**Task to complete**
Your output is the lines from the first one to the one containing "import React from 'react';", repeated exactly, with images left out.
........
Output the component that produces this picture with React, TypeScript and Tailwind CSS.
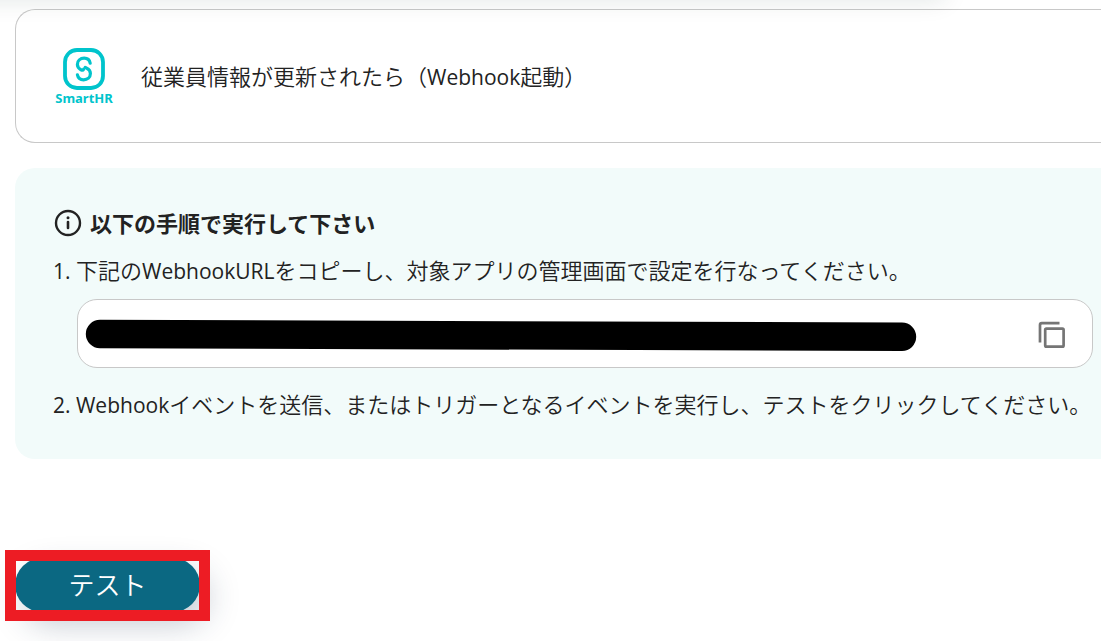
import React from 'react';

function SmartHRLogo() {
  return (
    <div className="flex w-[58px] shrink-0 flex-col items-center pt-px text-[#00c4cc]">
      <svg viewBox="0 0 42 42" className="h-[42px] w-[42px]" fill="none" stroke="currentColor" aria-hidden="true">
        <rect x="2" y="2" width="38" height="38" rx="12" strokeWidth="3.8" />
        <path
          d="M27.2 15.2C26.6 12 24.3 10.2 21.2 10.2C17.3 10.2 14.4 12.8 14.4 16.4C14.4 19 16 20.6 18 21.8C19.2 22.4 20.2 22 20.6 21.2"
          strokeWidth="3.2"
          strokeLinecap="round"
        />
        <path
          d="M14.4 26.8C15 30 17.4 31.8 20.6 31.8C24.5 31.8 27.4 29.2 27.4 25.6C27.4 23 26 21.2 23.8 20.2L22.2 19.4"
          strokeWidth="3.2"
          strokeLinecap="round"
        />
      </svg>
      <span className="font-['Noto_Sans',sans-serif] text-[13px] leading-4 font-bold">SmartHR</span>
    </div>
  );
}

function InfoIcon() {
  return (
    <svg viewBox="0 0 28 28" className="h-7 w-7 shrink-0" fill="none" stroke="currentColor" aria-hidden="true">
      <circle cx="14" cy="14" r="12" strokeWidth="2.4" />
      <path d="M14 13V19" strokeWidth="2.6" strokeLinecap="round" />
      <circle cx="14" cy="8.8" r="1.5" fill="currentColor" stroke="none" />
    </svg>
  );
}

function CopyIcon() {
  return (
    <svg viewBox="0 0 28 28" className="h-7 w-7" fill="none" stroke="currentColor" strokeWidth="2.7" aria-hidden="true">
      <path d="M2 22.5V5Q2 3.2 3.8 3.2H21.5" />
      <rect x="7.2" y="8.6" width="18.4" height="18" rx="1.2" />
    </svg>
  );
}

// Latin words sit a step smaller and heavier than the Japanese around them
function Latin({ children }: { children: React.ReactNode }) {
  return <span className="text-[21px] leading-none font-normal">{children}</span>;
}

export default function App() {
  return (
    <div className="relative min-h-screen overflow-hidden bg-white font-['Open_Sans','Noto_Sans_CJK_JP',sans-serif] text-[22px] leading-8 font-[350] text-[#222]">
      {/* Shadow of the sticky header above */}
      <div className="pointer-events-none absolute -top-8 left-0 z-10 h-6 w-11/12 -translate-x-16 shadow-[0_8px_24px_rgba(0,50,40,0.12)]" />

      <main className="pt-[9px] pl-[15px]">
        <section className="flex h-[134px] items-center gap-7 rounded-l-[20px] border border-r-0 border-[#c8c8c8] bg-white pl-[39px]">
          <SmartHRLogo />
          <p>従業員情報が更新されたら（<Latin>Webhook</Latin>起動）</p>
        </section>

        <section className="mt-[25px] rounded-l-[20px] bg-[#f2fbfa] pt-[39px] pr-2 pb-[39px] pl-[38px]">
          <h2 className="flex items-center gap-2 pl-px font-bold">
            <InfoIcon />
            以下の手順で実行して下さい
          </h2>
          <ol className="mt-[15px]">
            <li>
              <label htmlFor="webhook-url" className="block whitespace-nowrap">
                <Latin>1. </Latin>下記の<Latin>WebhookURL</Latin>をコピーし、対象アプリの管理画面で設定を行なってください。
              </label>
              <div className="relative mt-[13px] ml-6 flex h-[69px] items-center rounded-[20px] border border-[#c8c8c8] bg-white pr-6 pl-2">
                <input id="webhook-url" type="text" readOnly className="min-w-0 flex-1 outline-none" />
                {/* Masked URL */}
                <svg viewBox="0 0 832 34" className="pointer-events-none absolute left-[7px] w-[832px]" aria-hidden="true">
                  <path d="M15 17L817 19.8" stroke="#000" strokeWidth="28.4" strokeLinecap="round" />
                </svg>
                <button type="button" aria-label="コピー" className="p-0.5 text-[#757575]">
                  <CopyIcon />
                </button>
              </div>
            </li>
            <li className="mt-5 whitespace-nowrap">
              <Latin>2. Webhook</Latin>イベントを送信、またはトリガーとなるイベントを実行し、テストをクリックしてください。
            </li>
          </ol>
        </section>

        <div className="relative mt-[99px] w-fit">
          <button
            type="button"
            className="block h-[54px] w-[185px] rounded-full bg-[#0b6882] text-[26px] text-white shadow-[8px_12px_32px_rgba(30,50,80,0.26)]"
          >
            テスト
          </button>
          {/* Highlight frame */}
          <span className="pointer-events-none absolute -inset-x-[10px] -top-2 h-[71px] border-[11px] border-[#ed1c24]" />
        </div>
      </main>
    </div>
  );
}
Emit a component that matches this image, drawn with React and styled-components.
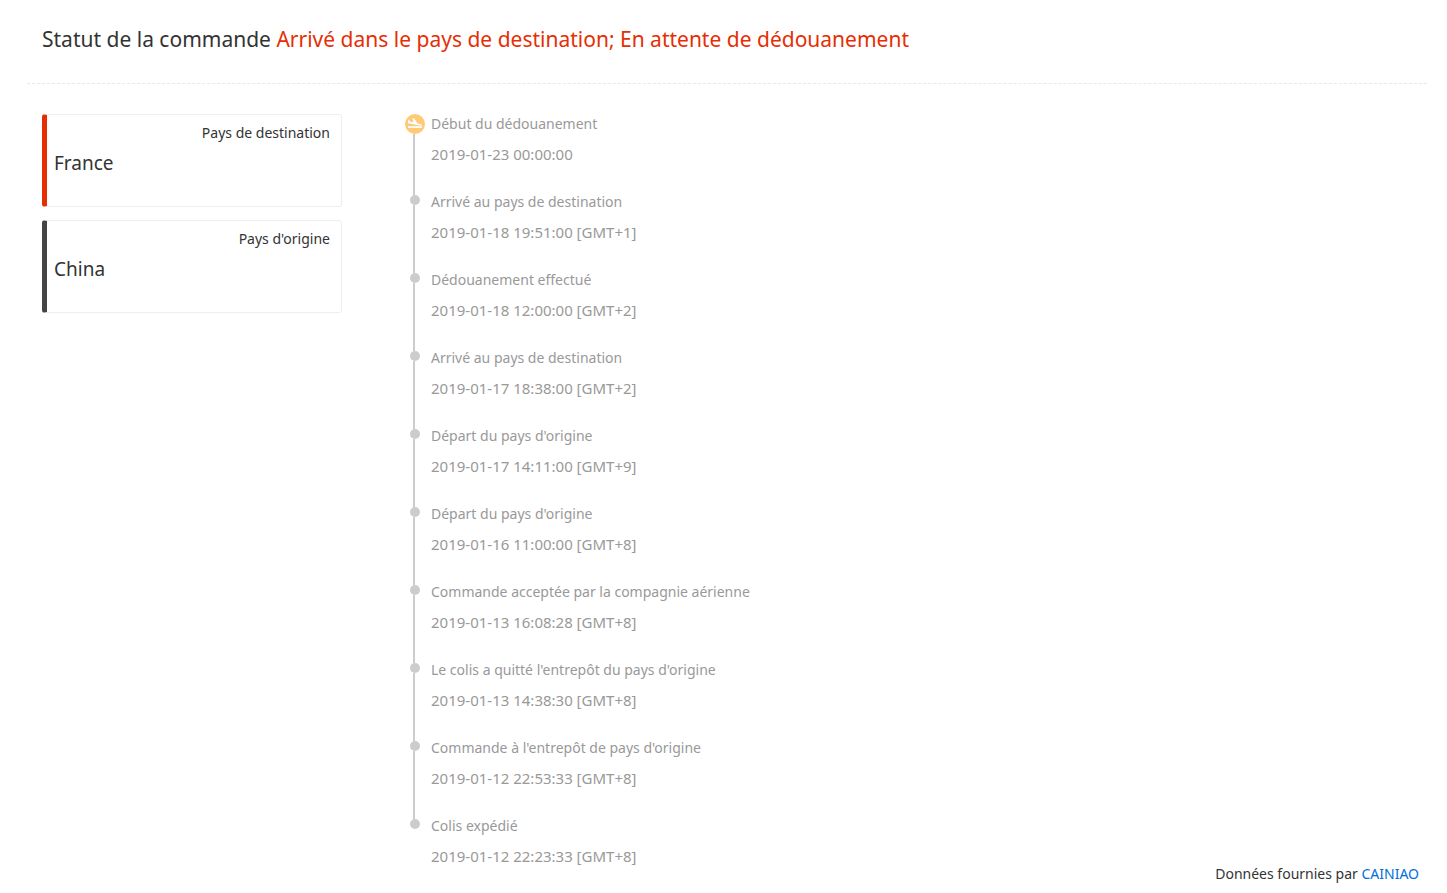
import React from "react";
import styled, { createGlobalStyle } from "styled-components";

const GlobalStyle = createGlobalStyle`
  * { box-sizing: border-box; }
  body {
    margin: 0;
    background: #fff;
    color: #333;
    font-family: "Noto Sans", sans-serif;
    font-size: 14px;
  }
`;

const Page = styled.main`
  padding: 0 20px 0 27px;
`;

const Header = styled.header`
  padding: 23px 15px 28px;
  border-bottom: 1px dashed #e8e8e8;
`;

const Title = styled.h1`
  margin: 0;
  font-size: 21px;
  line-height: 32px;
  font-weight: 400;
`;

const Status = styled.span`
  color: #e62e04;
`;

const Columns = styled.div`
  display: flex;
  gap: 63px;
  padding: 24px 15px 0;
`;

const Countries = styled.aside`
  display: flex;
  flex-direction: column;
  gap: 13px;
  width: 300px;
  padding-top: 6px;
`;

const Card = styled.section`
  display: flex;
  flex-direction: column;
  padding: 8px 11px 23px 7px;
  border: 1px solid #eee;
  border-left: 5px solid ${(p) => p.$accent};
  border-radius: 3px;
`;

const CardLabel = styled.span`
  align-self: flex-end;
  line-height: 20px;
`;

const CountryName = styled.strong`
  font-size: 19px;
  line-height: 40px;
  font-weight: 400;
`;

const Timeline = styled.ol`
  flex: 1;
  margin: 0;
  padding: 0;
  list-style: none;
`;

const Step = styled.li`
  display: flex;
  gap: 6px;
  color: #999;
`;

const Rail = styled.div`
  display: flex;
  flex-direction: column;
  width: 20px;
`;

const Stem = styled.div`
  width: 2px;
  height: 9px;
  margin-left: 8px;
  flex-grow: ${(p) => (p.$grow ? 1 : 0)};
  background: #ccc;
`;

const Dot = styled.div`
  width: 10px;
  height: 10px;
  margin-left: 5px;
  border-radius: 50%;
  background: #ccc;
`;

const Badge = styled.div`
  height: 20px;
  margin-top: 6px;
  border-radius: 50%;
  background: #ffc977;

  svg { display: block; }
`;

const Details = styled.div`
  padding-bottom: ${(p) => (p.$last ? 0 : 16)}px;
  line-height: 31px;
`;

const Label = styled.div``;

const Time = styled.time`
  display: block;
  font-size: 15px;
`;

const Footer = styled.footer`
  padding: 0 8px 8px;
  line-height: 20px;
  margin-top: -8px;
  text-align: right;
`;

const Link = styled.a`
  color: #0070d8;
  text-decoration: none;
`;

const steps = [
  ["Début du dédouanement", "2019-01-23 00:00:00"],
  ["Arrivé au pays de destination", "2019-01-18 19:51:00 [GMT+1]"],
  ["Dédouanement effectué", "2019-01-18 12:00:00 [GMT+2]"],
  ["Arrivé au pays de destination", "2019-01-17 18:38:00 [GMT+2]"],
  ["Départ du pays d'origine", "2019-01-17 14:11:00 [GMT+9]"],
  ["Départ du pays d'origine", "2019-01-16 11:00:00 [GMT+8]"],
  ["Commande acceptée par la compagnie aérienne", "2019-01-13 16:08:28 [GMT+8]"],
  ["Le colis a quitté l'entrepôt du pays d'origine", "2019-01-13 14:38:30 [GMT+8]"],
  ["Commande à l'entrepôt de pays d'origine", "2019-01-12 22:53:33 [GMT+8]"],
  ["Colis expédié", "2019-01-12 22:23:33 [GMT+8]"],
];

function LandingIcon() {
  return (
    <svg width="20" height="20" viewBox="0 0 20 20" fill="#fff" aria-hidden="true">
      <path d="M3 12.2h14v1.7H3z" />
      <path d="M3 5.6l1 .3 1 1.6 3.6 1L7.4 4l1.7.4 3.6 5.1 3.2.8c1.6.5 1.5 1.8 0 1.5L4.4 9.6C3.4 9.3 3 9 3 8.2z" />
    </svg>
  );
}

export default function App() {
  return (
    <Page>
      <GlobalStyle />
      <Header>
        <Title>
          Statut de la commande{" "}
          <Status>Arrivé dans le pays de destination; En attente de dédouanement</Status>
        </Title>
      </Header>
      <Columns>
        <Countries>
          <Card $accent="#e62e04">
            <CardLabel>Pays de destination</CardLabel>
            <CountryName>France</CountryName>
          </Card>
          <Card $accent="#444">
            <CardLabel>Pays d'origine</CardLabel>
            <CountryName>China</CountryName>
          </Card>
        </Countries>
        <Timeline>
          {steps.map(([label, time], i) => {
            const last = i === steps.length - 1;
            return (
              <Step key={time}>
                <Rail>
                  {i === 0 ? <Badge><LandingIcon /></Badge> : <><Stem /><Dot /></>}
                  {!last && <Stem $grow />}
                </Rail>
                <Details $last={last}>
                  <Label>{label}</Label>
                  <Time>{time}</Time>
                </Details>
              </Step>
            );
          })}
        </Timeline>
      </Columns>
      <Footer>
        Données fournies par <Link href="#cainiao">CAINIAO</Link>
      </Footer>
    </Page>
  );
}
........
**Exercise solution**
Output the component that produces this picture with React, TypeScript and Tailwind CSS.
import React from 'react';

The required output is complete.